Let two labelings of the same `n` samples be:

- True partition: \(U = \{U_1,\dots,U_R\}\)
- Predicted partition: \(V = \{V_1,\dots,V_C\}\)

Define the **contingency table** \(N\in\mathbb{N}^{R\times C}\) by

\[
N_{ij} = |U_i \cap V_j|.
\]

Row and column sums are

\[
a_i = \sum_j N_{ij} = |U_i|,\qquad b_j = \sum_i N_{ij} = |V_j|,\qquad n = \sum_i a_i = \sum_j b_j.
\]

From counts we can define empirical probabilities:

\[
p_{ij} = \frac{N_{ij}}{n},\qquad p_{i\cdot} = \frac{a_i}{n},\qquad p_{\cdot j} = \frac{b_j}{n}.
\]

AMI is computed entirely from \(N\) (it ignores feature geometry).

In [None]:
def _relabel_to_integers(labels: np.ndarray) -> np.ndarray:
    labels = np.asarray(labels)
    _, relabeled = np.unique(labels, return_inverse=True)
    return relabeled


def contingency_matrix_np(labels_true: np.ndarray, labels_pred: np.ndarray) -> np.ndarray:
    # Contingency table N_ij = |U_i ∩ V_j| for two labelings.
    true_int = _relabel_to_integers(labels_true)
    pred_int = _relabel_to_integers(labels_pred)
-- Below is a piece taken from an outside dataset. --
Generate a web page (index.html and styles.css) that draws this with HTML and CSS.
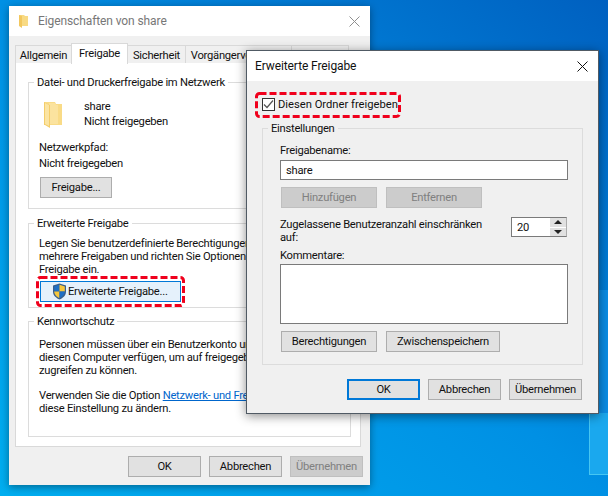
FILE: index.html
```html
<!DOCTYPE html>
<html lang="de">
<head>
    <meta charset="UTF-8">
    <title>Eigenschaften von share</title>
    <link rel="stylesheet" href="styles.css">
</head>
<body>
    <div class="desktop">
        <div class="pane pane-one"></div>
        <div class="pane pane-two"></div>
    </div>

    <!-- Properties window -->
    <div class="window props">
        <div class="titlebar">
            <svg class="title-folder" width="9" height="13" viewBox="0 0 9 13">
                <path d="M0 0h5l1 1h3v10H0z" fill="#f8da84"/>
                <path d="M0 0l3 1v12l-3-2z" fill="#f2c75e"/>
            </svg>
            <span class="title-text muted">Eigenschaften von share</span>
            <svg class="close" width="11" height="11" viewBox="0 0 11 11">
                <path d="M.5.5l10 10M10.500.5l-10 10" stroke="#8f8f8f" fill="none"/>
            </svg>
        </div>
        <div class="props-body">
            <div class="tabs">
                <div class="tab tab-a">Allgemein</div>
                <div class="tab tab-b active">Freigabe</div>
                <div class="tab tab-c">Sicherheit</div>
                <div class="tab tab-d">Vorgängerversionen</div>
                <div class="tab tab-e">Anpassen</div>
            </div>
            <div class="tab-panel">
                <fieldset class="group group-net">
                    <legend>Datei- und Druckerfreigabe im Netzwerk</legend>
                    <div class="group-inner">
                        <div class="share-row">
                            <svg class="folder" width="18" height="26" viewBox="0 0 18 26">
                                <path d="M0 0h11l1 2h6v21H0z" fill="#f9db87"/>
                                <path d="M5 1h6l1 2h2v19H5z" fill="#fbe39f"/>
                                <path d="M0 0l6 3v23l-5-3H0z" fill="#f4cd6a"/>
                                <path d="M1 1l4 2v21l-4-2z" fill="#fbe4a2"/>
                            </svg>
                            <div class="lines">
                                <div>share</div>
                                <div>Nicht freigegeben</div>
                            </div>
                        </div>
                        <div class="net-path">Netzwerkpfad:</div>
                        <div class="net-value">Nicht freigegeben</div>
                        <button class="btn btn-share">Freigabe...</button>
                    </div>
                </fieldset>
                <fieldset class="group group-adv">
                    <legend>Erweiterte Freigabe</legend>
                    <div class="group-inner">
                        <p class="copy">Legen Sie benutzerdefinierte Berechtigungen fest, erstellen Sie<br>mehrere Freigaben und richten Sie Optionen für die erweiterte<br>Freigabe ein.</p>
                        <button class="btn btn-adv">
                            <svg width="15" height="17" viewBox="0 0 15 17">
                                <path d="M7.500.5L14 2.500v6c0 4-3 6.500-6.500 8C4 15 1 12.500 1 8.500v-6z" fill="#3b5f8a"/>
                                <path d="M7.500 1.800V8.500H2.200V3.400z" fill="#1f6fc4"/>
                                <path d="M7.500 1.800l5.300 1.600v5.100H7.500z" fill="#f6c73c"/>
                                <path d="M2.200 8.500h5.300v6.600C5 14 2.400 12 2.200 8.500z" fill="#f6c73c"/>
                                <path d="M7.500 8.500h5.300c-.2 3.500-2.800 5.500-5.300 6.600z" fill="#1f6fc4"/>
                            </svg>
                            <span>Erweiterte Freigabe...</span>
                        </button>
                    </div>
                </fieldset>
                <fieldset class="group group-pass">
                    <legend>Kennwortschutz</legend>
                    <div class="group-inner">
                        <p class="copy">Personen müssen über ein Benutzerkonto und ein Kennwort für<br>diesen Computer verfügen, um auf freigegebene Ordner<br>zugreifen zu können.</p>
                        <p class="copy copy-link">Verwenden Sie die Option <a href="#">Netzwerk- und Freigabecenter</a>, um<br>diese Einstellung zu ändern.</p>
                    </div>
                </fieldset>
            </div>
            <div class="actions">
                <button class="btn">OK</button>
                <button class="btn">Abbrechen</button>
                <button class="btn disabled">Übernehmen</button>
            </div>
        </div>
        <svg class="dash dash-adv" width="149" height="31">
            <rect x="1.500" y="1.500" width="146" height="28" rx="3"/>
        </svg>
    </div>

    <!-- Advanced sharing dialog -->
    <div class="window adv">
        <div class="titlebar">
            <span class="title-text">Erweiterte Freigabe</span>
            <svg class="close" width="11" height="11" viewBox="0 0 11 11">
                <path d="M.5.5l10 10M10.500.5l-10 10" stroke="#111" fill="none"/>
            </svg>
        </div>
        <div class="adv-body">
            <div class="check-row">
                <span class="checkbox">
                    <svg width="11" height="11" viewBox="0 0 11 11">
                        <path d="M1 5.500l3 3 6-7" stroke="#555" stroke-width="1.200" fill="none"/>
                    </svg>
                </span>
                <span class="check-text">Diesen Ordner freigeben</span>
            </div>
            <fieldset class="group group-settings">
                <legend>Einstellungen</legend>
                <div class="group-inner">
                    <label class="field-label">Freigabename:</label>
                    <div class="input name-input">share</div>
                    <div class="btn-row">
                        <button class="btn wide disabled">Hinzufügen</button>
                        <button class="btn wide disabled">Entfernen</button>
                    </div>
                    <div class="limit-row">
                        <div class="limit-text">Zugelassene Benutzeranzahl einschränken<br>auf:</div>
                        <div class="spin">
                            <span class="spin-value">20</span>
                            <span class="spin-arrows">
                                <span class="arrow"><i class="up"></i></span>
                                <span class="arrow"><i class="down"></i></span>
                            </span>
                        </div>
                    </div>
                    <label class="field-label comment-label">Kommentare:</label>
                    <div class="input comment-input"></div>
                    <div class="btn-row">
                        <button class="btn wide">Berechtigungen</button>
                        <button class="btn cache">Zwischenspeichern</button>
                    </div>
                </div>
            </fieldset>
            <div class="actions">
                <button class="btn primary">OK</button>
                <button class="btn">Abbrechen</button>
                <button class="btn">Übernehmen</button>
            </div>
        </div>
        <svg class="dash dash-check" width="146" height="26">
            <rect x="1.500" y="1.500" width="143" height="23" rx="3"/>
        </svg>
    </div>
</body>
</html>
```

FILE: styles.css
```css
* {
    box-sizing: border-box;
}

body {
    margin: 0;
    width: 608px;
    height: 496px;
    overflow: hidden;
    position: relative;
    font-family: 'Roboto', sans-serif;
    font-size: 11.2px;
    letter-spacing: -0.25px;
    line-height: 13px;
    color: #111;
}

/* desktop wallpaper */
.desktop {
    position: absolute;
    inset: 0;
    overflow: hidden;
    background: linear-gradient(to bottom left, #0060c0 0%, #0090e4 50%, #00aef0 100%);
}

.pane {
    position: absolute;
}

.pane-one {
    left: 589px;
    top: 413px;
    width: 30px;
    height: 62px;
    background: #1aa8ee;
    border-left: 1px solid #46c6f2;
    border-bottom: 1px solid #46c6f2;
}

.pane-two {
    left: 589px;
    top: 290px;
    width: 30px;
    height: 123px;
    background: #0a8ce4;
}

.window {
    position: absolute;
    background: #f0f0f0;
}

.props {
    left: 9px;
    top: 6px;
    width: 361px;
    height: 479px;
    z-index: 1;
    box-shadow: 0 2px 8px rgba(0, 0, 0, 0.4);
}

.adv {
    left: 246px;
    top: 50px;
    width: 353px;
    height: 364px;
    z-index: 2;
    border: 1px solid #505a64;
    box-shadow: 0 2px 10px rgba(0, 0, 0, 0.45);
}

.titlebar {
    height: 30px;
    background: #fff;
    display: flex;
    align-items: center;
    font-size: 12px;
    letter-spacing: -0.1px;
}

.title-folder {
    margin-right: 10px;
}

.title-text {
    flex: 1;
}

.muted {
    color: #777;
}

.props .titlebar {
    padding: 0 10px;
}

.adv .titlebar {
    padding: 0 10px 0 8px;
}

.props-body {
    padding: 7px 7px 0 6px;
}

/* tabs */
.tabs {
    display: flex;
    height: 20px;
    align-items: flex-end;
    position: relative;
    z-index: 1;
}

.tab {
    height: 18px;
    background: #f0f0f0;
    border: 1px solid #d9d9d9;
    border-bottom: 0;
    margin-right: -1px;
    padding-top: 3px;
    text-align: center;
    white-space: nowrap;
    overflow: hidden;
}

.tab.active {
    height: 21px;
    margin-bottom: -1px;
    background: #fff;
    padding-top: 3px;
    z-index: 1;
}

.tab-a { width: 57px; }
.tab-b { width: 57px; }
.tab-c { width: 59px; }
.tab-d { width: 107px; }
.tab-e { width: 58px; }

.tab-panel {
    width: 346px;
    height: 385px;
    margin-top: -1px;
    background: #fff;
    border: 1px solid #d9d9d9;
    padding: 11px 9px 0 12px;
}

/* group boxes */
.group {
    margin: 0;
    border: 1px solid #dcdcdc;
    padding: 0;
    min-width: 0;
}

.group legend {
    margin-left: 5px;
    padding: 2px 3px 0;
    line-height: 14px;
}

.group-inner {
    padding-left: 10px;
}

.group-net {
    height: 135px;
}

.group-net .group-inner {
    padding-top: 10px;
}

.group-adv {
    height: 93px;
    margin-top: 6px;
}

.group-adv .group-inner {
    padding-top: 6px;
}

.group-pass {
    height: 124px;
    margin-top: 5px;
}

.group-pass .group-inner {
    padding-top: 9px;
}

.share-row {
    display: flex;
    padding-left: 5px;
}

.folder {
    margin: 2px 22px 0 0;
}

.lines div {
    height: 15px;
}

.net-path {
    margin-top: 11px;
    height: 16px;
}

.net-value {
    height: 16px;
}

.copy {
    margin: 0;
    white-space: nowrap;
}

.copy-link {
    margin-top: 12px;
}

.copy a {
    color: #0066cc;
}

/* buttons */
.btn {
    width: 73px;
    height: 21px;
    padding: 0;
    background: #e1e1e1;
    border: 1px solid #adadad;
    font: inherit;
    letter-spacing: inherit;
    color: #111;
    white-space: nowrap;
}

.btn.disabled {
    background: #cccccc;
    border-color: #bfbfbf;
    color: #808080;
}

.btn.primary {
    border: 2px solid #0078d7;
}

.btn-share {
    display: block;
    width: 72px;
    margin: 4px 0 0 1px;
}

.btn-adv {
    width: 141px;
    margin: 5px 0 0 1px;
    background: #e5f1fb;
    border-color: #0078d7;
    display: flex;
    align-items: center;
    padding-left: 11px;
    gap: 1px;
}

.actions {
    display: flex;
    justify-content: flex-end;
    gap: 8px;
}

.props .actions {
    margin-top: 9px;
}

.adv .actions {
    margin: 14px 1px 0 0;
}

/* red highlight marks */
.dash {
    position: absolute;
    pointer-events: none;
}

.dash rect {
    fill: none;
    stroke: #f0001c;
    stroke-width: 3;
    stroke-dasharray: 7 3;
}

.dash-adv {
    left: 27px;
    top: 270px;
}

.dash-check {
    left: 8px;
    top: 41px;
}

/* advanced dialog */
.adv-body {
    padding: 0 15px;
}

.check-row {
    display: flex;
    align-items: center;
    gap: 3px;
    height: 13px;
    margin-top: 17px;
}

.check-text {
    letter-spacing: 0;
}

.checkbox {
    width: 13px;
    height: 13px;
    border: 1px solid #333;
    background: #fff;
    display: flex;
    align-items: center;
    justify-content: center;
}

.group-settings {
    width: 321px;
    height: 245px;
    margin-top: 9px;
}

.group-settings .group-inner {
    padding: 8px 0 0 17px;
}

.field-label {
    display: block;
    height: 15px;
}

.input {
    width: 288px;
    background: #fff;
    border: 1px solid #7a7a7a;
}

.name-input {
    height: 20px;
    margin-top: 1px;
    padding: 3px 5px;
}

.comment-input {
    height: 60px;
}

.btn-row {
    display: flex;
    gap: 9px;
    margin: 7px 0 0 1px;
}

.btn.wide {
    width: 96px;
}

.btn.cache {
    width: 114px;
}

.limit-row {
    display: flex;
    margin-top: 9px;
    height: 32px;
}

.limit-text {
    width: 231px;
    padding-top: 1px;
}

.spin {
    width: 56px;
    height: 20px;
    background: #fff;
    border: 1px solid #7a7a7a;
    border-right-color: #adadad;
    display: flex;
    justify-content: space-between;
}

.spin-value {
    padding: 3px 0 0 5px;
}

.spin-arrows {
    width: 16px;
    display: flex;
    flex-direction: column;
    gap: 1px;
}

.arrow {
    flex: 1;
    background: #e1e1e1;
    display: flex;
    align-items: center;
    justify-content: center;
}

.arrow i {
    width: 0;
    height: 0;
    border-left: 4px solid transparent;
    border-right: 4px solid transparent;
}

.arrow .up {
    border-bottom: 4px solid #222;
}

.arrow .down {
    border-top: 4px solid #222;
}

.comment-label {
    height: 15px;
}
```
    n_true = int(true_int.max()) + 1
    n_pred = int(pred_int.max()) + 1

    contingency = np.zeros((n_true, n_pred), dtype=np.int64)
    np.add.at(contingency, (true_int, pred_int), 1)
    return contingency


## 2) Mutual Information (MI)

The **mutual information** between partitions \(U\) and \(V\) is the mutual information between the discrete random variables “which cluster am I in?” under each labeling.

\[
\mathrm{MI}(U,V) = \sum_{i=1}^{R}\sum_{j=1}^{C} p_{ij}\,\log\frac{p_{ij}}{p_{i\cdot}\,p_{\cdot j}}.
\]

Equivalent (using counts) for \(N_{ij} > 0\):

\[
\mathrm{MI}(U,V) = \sum_{i,j: N_{ij}>0} \frac{N_{ij}}{n}\,\log\left(\frac{n\,N_{ij}}{a_i\,b_j}\right).
\]

The entropies are
\[
H(U) = -\sum_i p_{i\cdot}\log p_{i\cdot},\qquad H(V) = -\sum_j p_{\cdot j}\log p_{\cdot j},
\]
and \(\mathrm{MI}(U,V) = H(U) + H(V) - H(U,V)\).
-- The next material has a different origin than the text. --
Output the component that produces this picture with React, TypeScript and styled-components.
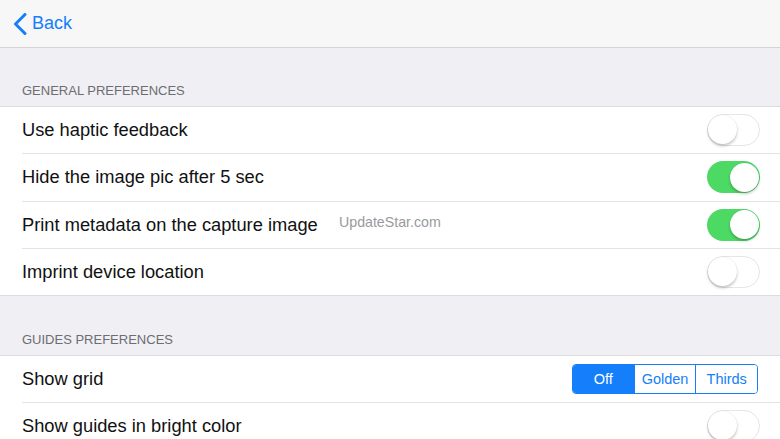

**Units**: with natural logs, MI is in **nats** (use \(\log_2\) for bits).

### Why MI needs adjustment
MI tends to **increase** when you use more clusters (more degrees of freedom), even for unrelated/random labelings. AMI fixes that by subtracting the MI you’d expect *by chance* given the cluster sizes.

In [None]:
def entropy_from_counts(counts: np.ndarray) -> float:
    counts = np.asarray(counts, dtype=np.float64)
    n = counts.sum()
    if n == 0:
        return 0.0

    p = counts[counts > 0] / n
    return float(-np.sum(p * np.log(p)))


def mutual_info_from_contingency(contingency: np.ndarray) -> float:
    # Mutual information in nats, computed from a contingency table.
    contingency = np.asarray(contingency, dtype=np.int64)
    n = int(contingency.sum())
    if n == 0:
        return 0.0

    row_sums = contingency.sum(axis=1)
    col_sums = contingency.sum(axis=0)

    row_idx, col_idx = np.nonzero(contingency)
    nij = contingency[row_idx, col_idx].astype(np.float64)
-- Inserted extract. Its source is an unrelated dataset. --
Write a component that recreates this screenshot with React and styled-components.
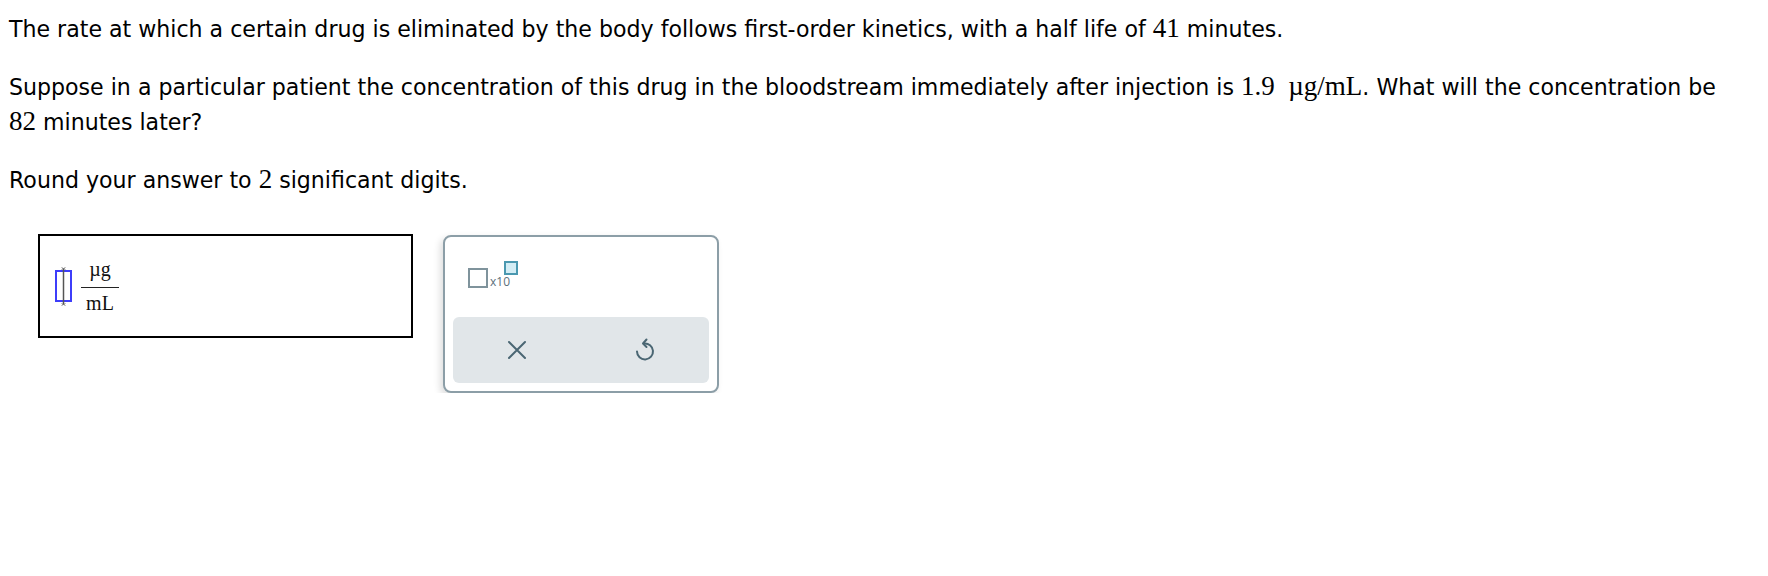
import styled, { createGlobalStyle } from "styled-components";

const GlobalStyle = createGlobalStyle`
  body {
    margin: 0;
    background: #ffffff;
  }
`;

const Page = styled.div`
  padding: 12px 30px 0 9px;
  font-family: "DejaVu Sans", Verdana, sans-serif;
  font-size: 22.1px;
  color: #000;
`;

const Para = styled.p`
  margin: 0 0 23px;
  line-height: 35px;
`;

const Num = styled.span`
  font-family: "Liberation Serif", "Times New Roman", serif;
  font-size: 27px;
  line-height: 1;
`;

const Row = styled.div`
  display: flex;
  align-items: flex-start;
  gap: 30px;
  margin-top: 36px;
  padding-left: 29px;
`;

const AnswerBox = styled.div`
  box-sizing: border-box;
  width: 375px;
  height: 104px;
  border: 2px solid #000;
  display: flex;
  align-items: center;
  padding-left: 15px;
`;

const Fraction = styled.div`
  display: flex;
  flex-direction: column;
  align-items: center;
  width: 38px;
  margin-left: 8px;
  font-family: "Liberation Serif", "Times New Roman", serif;
  font-size: 20px;
  color: #111;
`;

const Numer = styled.span`
  line-height: 24px;
  padding-bottom: 6px;
`;

const Bar = styled.span`
  align-self: stretch;
  height: 1.5px;
  background: #222;
`;

const Denom = styled.span`
  line-height: 24px;
  padding-top: 3px;
`;

const Panel = styled.div`
  box-sizing: border-box;
  width: 276px;
  border: 2px solid #8c9ea7;
  border-radius: 8px;
  padding: 8px;
  margin-top: 1px;
  background: #fff;
  box-shadow: -3px 3px 7px rgba(0, 0, 0, 0.13);
`;

const Tools = styled.div`
  height: 72px;
  padding: 16px 0 0 15px;
  box-sizing: border-box;
`;

const ExpButton = styled.div`
  display: inline-flex;
  align-items: flex-end;
`;

const BaseSquare = styled.span`
  box-sizing: border-box;
  width: 20px;
  height: 20px;
  border: 2px solid #7f939c;
`;

const Exp = styled.span`
  display: flex;
  flex-direction: column;
  width: 28px;
  margin-left: 2px;
`;

const SupSquare = styled.span`
  box-sizing: border-box;
  align-self: flex-end;
  width: 14px;
  height: 14px;
  border: 2px solid #4a98b0;
  background: #d3edf5;
`;

const ExpLabel = styled.span`
  font-family: "Open Sans", "Noto Sans", sans-serif;
  font-size: 12px;
  line-height: 12px;
  margin-top: 1px;
  color: #5a707b;
`;

const ActionBar = styled.div`
  display: flex;
  height: 66px;
  border-radius: 6px;
  background: #e1e6e9;
`;

const ActionButton = styled.button`
  flex: 1;
  display: flex;
  align-items: center;
  justify-content: center;
  border: none;
  background: transparent;
  padding: 0;
  cursor: pointer;
`;

const CursorIcon = () => (
  <svg width="18" height="39" viewBox="0 0 18 39" style={{ flexShrink: 0 }}>
    <rect x="1" y="4" width="15" height="30" fill="none" stroke="#3d3dfa" strokeWidth="2" />
    <line x1="8.5" y1="1" x2="8.5" y2="38" stroke="#555" strokeWidth="1.5" />
    <path d="M6.5 0.5 L10.5 2.5 M10.5 0.5 L6.5 2.5 M6.5 36.5 L10.5 38.5 M10.5 36.5 L6.5 38.5" stroke="#777" strokeWidth="0.8" />
  </svg>
);

const CloseIcon = () => (
  <svg width="20" height="20" viewBox="0 0 20 20">
    <path d="M2 2 L18 18 M18 2 L2 18" stroke="#4a6673" strokeWidth="2" strokeLinecap="round" />
  </svg>
);

const UndoIcon = () => (
  <svg width="24" height="26" viewBox="0 0 24 26">
    <path
      d="M11 6.5 A8 8 0 1 1 4 14.5"
      fill="none"
      stroke="#4a6673"
      strokeWidth="2"
      strokeLinecap="round"
    />
    <path d="M13.5 2.5 L10 6.5 L13.5 10" fill="none" stroke="#4a6673" strokeWidth="2" strokeLinecap="round" strokeLinejoin="round" />
  </svg>
);

export default function App() {
  return (
    <Page>
      <GlobalStyle />
      <Para>
        The rate at which a certain drug is eliminated by the body follows first-order kinetics,
        with a half life of <Num>41</Num> minutes.
      </Para>
      <Para>
        Suppose in a particular patient the concentration of this drug in the bloodstream
        immediately after injection is <Num>1.9&nbsp; µg/mL</Num>. What will the concentration be{" "}
        <Num>82</Num> minutes later?
      </Para>
      <Para>
        Round your answer to <Num>2</Num> significant digits.
      </Para>

      <Row>
        <AnswerBox>
          <CursorIcon />
          <Fraction>
            <Numer>µg</Numer>
            <Bar />
            <Denom>mL</Denom>
          </Fraction>
        </AnswerBox>

        <Panel>
          <Tools>
            <ExpButton>
              <BaseSquare />
              <Exp>
                <SupSquare />
                <ExpLabel>x10</ExpLabel>
              </Exp>
            </ExpButton>
          </Tools>
          <ActionBar>
            <ActionButton aria-label="clear">
              <CloseIcon />
            </ActionButton>
            <ActionButton aria-label="undo">
              <UndoIcon />
            </ActionButton>
          </ActionBar>
        </Panel>
      </Row>
    </Page>
  );
}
    # MI = sum (nij/n) * log( (n*nij)/(ai*bj) )
    numerator = nij * n
    denominator = row_sums[row_idx] * col_sums[col_idx]

    return float(np.sum((nij / n) * np.log(numerator / denominator)))


## 3) Chance correction: Expected Mutual Information (EMI)

AMI uses the expected MI under the null model:

- the two labelings are **random**
- but their cluster size distributions \(\{a_i\}\) and \(\{b_j\}\) are **fixed** (same marginals as observed)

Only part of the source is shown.